Jeudi soir, les sénateurs ont adopté contre l’avis du gouvernement un nouvel article au projet de loi numérique d’Axelle Lemaire, qui vise à sanctionner les abus de position dominante commis par Google. La secrétaire d’État au numérique s’était montrée très défavorable à ce que le Sénat décide ainsi d’ajouter à l’édifice législatif français, alors que la Commission européenne doit bientôt prononcer des sanctions contre Google, et qu’elle vient d’ouvrir une nouvelle enquête visant plus spécifiquement l’écosystème Android.
L’article adopté malgré tout par les sénateurs assimile à une « pratique prohibée » par le code du commerce « le fait pour les services de moteurs de recherche généralistes et horizontaux de l’internet (…), dès lors qu’ils sont en situation de position dominante au sens de l’article L. 420-2 du code de commerce, de favoriser leurs propres services ou ceux de toute autre entité ayant un lien juridique avec eux, dans leurs pages de résultats de recherche générale, en les positionnant et en les mettant en évidence indépendamment de leur niveau de performance ».
Il confie à l’Autorité de la concurrence le soin de « prendre toute mesure adéquate pour faire cesser ces pratiques », qui permettent par exemple à Google de mettre en avant son comparateur de prix Google Shopping lors de recherches de produits, son service de cartographie Google Maps lors de recherche de lieux, son service YouTube pour les recherche de vidéos, son service de réservation de billets d’avion lors de recherches touristiques, etc.
Il est fondamental que des obligations spécifiques s’attachent au statut du moteur de recherche
La firme de Mountain View est régulièrement accusée, depuis des années, de profiter du fait qu’il est utilisé par plus de 90 % des internautes européens pour s’installer sur les marchés commercialement porteurs, et mettre en avant ses propres services au détriment de services concurrents, qui se retrouvent relégués au second plan dans les pages de résultats, même lorsqu’ils offrent des services équivalents.
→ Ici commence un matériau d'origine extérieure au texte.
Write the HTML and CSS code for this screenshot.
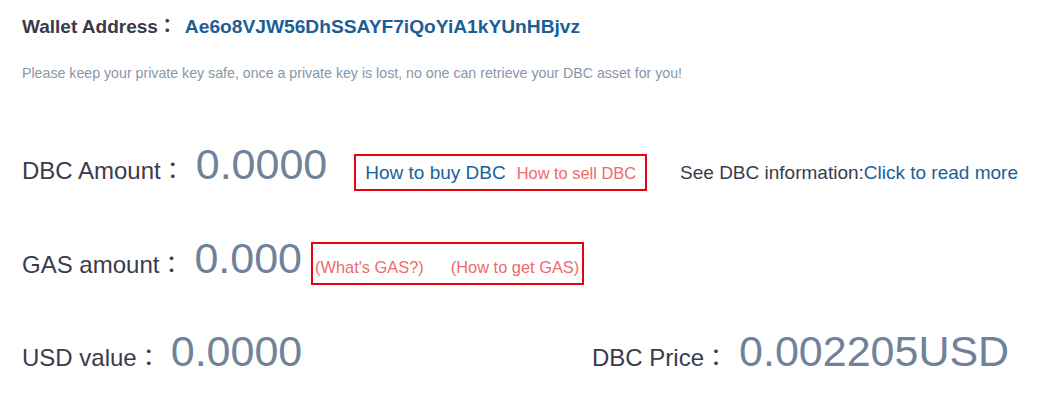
FILE: index.html
```html
<!DOCTYPE html>
<html lang="en">
<head>
<meta charset="utf-8">
<title>Wallet</title>
<link rel="stylesheet" href="styles.css">
</head>
<body>
<div class="page">
  <div class="address-row">
    <span class="address-label">Wallet Address：</span>
    <span class="address-value">Ae6o8VJW56DhSSAYF7iQoYiA1kYUnHBjvz</span>
  </div>
  <p class="note">Please keep your private key safe, once a private key is lost, no one can retrieve your DBC asset for you!</p>

  <div class="row row-dbc">
    <span class="label">DBC Amount：</span>
    <span class="amount amount-dbc">0.0000</span>
    <span class="box box-dbc">
      <a class="link-blue">How to buy DBC</a>
      <a class="link-pink">How to sell DBC</a>
    </span>
    <span class="info">See DBC information:<a class="link-blue">Click to read more</a></span>
  </div>

  <div class="row row-gas">
    <span class="label">GAS amount：</span>
    <span class="amount amount-gas">0.000</span>
    <span class="box box-gas">
      <a class="link-pink">(What's GAS?)</a>
      <a class="link-pink">(How to get GAS)</a>
    </span>
  </div>

  <div class="row row-usd">
    <div class="cell cell-usd">
      <span class="label">USD value：</span>
      <span class="amount amount-usd">0.0000</span>
    </div>
    <div class="cell">
      <span class="label">DBC Price：</span>
      <span class="amount amount-price">0.002205USD</span>
    </div>
  </div>
</div>
</body>
</html>
```

FILE: styles.css
```css
* { box-sizing: border-box; }
html, body { margin: 0; padding: 0; background: #fff; }
body {
  font-family: "Liberation Sans", "Noto Sans CJK JP", Arial, sans-serif;
  color: #3b3b4b;
}
.page {
  padding: 14px 0 0 22px;
}
.address-row {
  display: flex;
  align-items: baseline;
  font-size: 19px;
  font-weight: bold;
  line-height: 26px;
}
.address-label { color: #3a3a48; }
.address-value { color: #1b5e96; margin-left: 8px; font-size: 19.2px; }
.note {
  margin: 24px 0 0 0;
  font-size: 14.2px;
  line-height: 18px;
  color: #8896aa;
}
.row {
  display: flex;
  align-items: baseline;
}
.row-dbc { margin-top: 56px; }
.row-gas { margin-top: 41px; }
.row-usd { margin-top: 40px; }
.label {
  font-size: 24px;
  color: #3b3b4b;
}
.amount {
  font-size: 43px;
  color: #6f8299;
  line-height: 52px;
}
.amount-dbc { margin-left: 11px; }
.amount-gas { margin-left: 11px; }
.amount-usd { margin-left: 10px; }
.amount-price { margin-left: 11px; }
.box {
  display: inline-flex;
  align-items: baseline;
  border: 2px solid #e8020c;
}
.box-dbc {
  margin-left: 27px;
  padding: 6px 9px 5px 9px;
  gap: 11px;
}
.box-gas {
  margin-left: 9px;
  padding: 14px 3px 6px 2px;
  gap: 27px;
}
.link-blue {
  font-size: 19px;
  color: #1b6199;
}
.link-pink {
  font-size: 16.4px;
  color: #f0696b;
}
.info {
  margin-left: 33px;
  font-size: 19px;
  color: #3b3b4b;
}
.cell {
  display: flex;
  align-items: baseline;
}
.cell-usd { width: 570px; }
```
Il est aussi parfois accusé de s’installer avec des services gratuits, le temps de tuer dans l’œuf la concurrence, et d’activer ensuite sa tarification, lorsqu’il a fait place nette.
La confiance d’Axelle Lemaire dans les autorités de Bruxelles
« Il est fondamental que des obligations spécifiques s’attachent au statut du moteur de recherche, et avant tout d’assurer que de tels services soient neutres dans leur référencement et leur classement dès lors que le moteur de recherche est en position dominante sur le marché », a défendu la sénatrice Catherine Morin-Dessailly, qui présentait l’amendement.
Devant les sénateurs, Axelle Lemaire a tenté de convaincre de la nécessité de laisser faire les autorités de la concurrence, en particulier la Commission européenne, qui a compétence contre les abus de position de dominante commis à l’échelle européenne. Elle a jugé que les sanctions qui pourraient être prononcées enverraient un « message fort », et s’est montrée confiante sur l’aboutissement des procédures en cours.
Mais la Commission a ouvert son enquête contre Google en 2010, il y a six ans, et toujours rien n’a été fait depuis, les négociations étant sans cesse prolongées. Or en six ans, la situation ne s’est pas améliorée, loin s’en faut. En revanche, l’analyse juridique s’est complexifiée avec la montée en puissance de nouveaux géants comme Facebook, qui brouillent la position « dominante » de Google sur des marchés difficiles à définir. En votant l’amendement, les sénateurs ont donc voulu envoyer un message d’impatience, qui devra être confirmé en commission mixte paritaire (CMP), lors de la conciliation des textes des deux assemblées parlementaires.
Après la fin de la séance, tard dans la nuit, Axelle Lemaire nous a expliqué qu’elle comprenait cette impatience du Sénat, mais qu’était plutôt favorable à ce que la Commission se dote du pouvoir d’ordonner des mesures conservatoires pour empêcher qu’une telle situation d’abus ne puisse perdurer jusqu’à la sanction, qui intervient souvent trop tard.
Sur un plan plus politique elle a aussi fait remarquer à mots couverts que l’ancien commissaire à la concurrence Joaquín Almunia, qui avait négocié un accord extrêmement favorable à Google, avait été particulièrement lent et peu convaincant dans ses procédures contre la firme, alors que la nouvelle commissaire Margrethe Vestager se montre bien plus pressante.